Los viajeros atentos regresan de cada viaje con preguntas sobre la geografía sagrada. Me pregunto si los lugares pueden ser objetivamente santos, o si todo depende de la disposición imaginativa del peregrino.

¿Los lugares sagrados se descubren o se construyen? ¿Crean el arte y la arquitectura, las palabras y los rituales, un espacio sagrado? ¿O embellecen lo que ya es sagrado?

¿Por qué algunos espacios parecen ganar en santidad con el paso del tiempo, a medida que se suceden las generaciones de peregrinos, mientras que en otros lugares la santidad parece desvanecerse a medida que el tiempo empuja un momento santo o una persona santa hacia el pasado?

¿Son los lugares sagrados seculares (me viene a la mente Abbey Road) testimonio del anhelo de trascendencia de la sociedad moderna?

¿Y tú? ¿Dónde has pisado tierra sagrada? ¿La experiencia fue privada o comunitaria? ¿Los efectos fueron duraderos o fugaces? ¿Cómo la experiencia te cambió?
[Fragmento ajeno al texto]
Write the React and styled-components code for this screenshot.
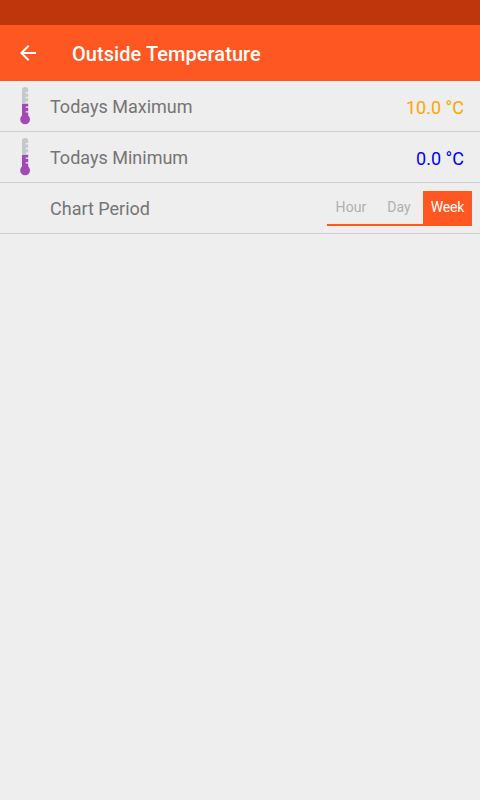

  1. Sobre el rango semántico de huaca (ubicación, espíritu, energía, avatar, tumba), véase R. Alan Covey, Inca Apocalypse: The Spanish Conquest and the Transformation of the Andean World (Oxford, 2020).
  2. Jacob Lassner, Medieval Jerusalem: Forging an Islamic City in Spaces Sacred to Christians and Jews (U. Michigan, 2017), 6-7.
  3. C. S. Lewis, Letters to Malcolm, Chiefly on Prayer (Harcourt Brace, 1963; HarperOne, 2017), chp.14.
  4. Claudia Brosseder analiza la superposición entre la veneración indígena de las huacas y la veneración católica de los santos, así como los esfuerzos católicos (por ejemplo, la 25ª sesión del Concilio de Trento y el 3er Concilio de Lima) para distinguir la representación católica adecuada de las nociones paganas de personificación, en “Cultural Dialogue and its Premises in Colonial Peru: The Case of Worshiping Sacred Objects” Journal of the Economic and Social History of the Orient 55 (2012), 383-414.
  5. The Sacred and the Profane: The Nature of Religion (1959), 23.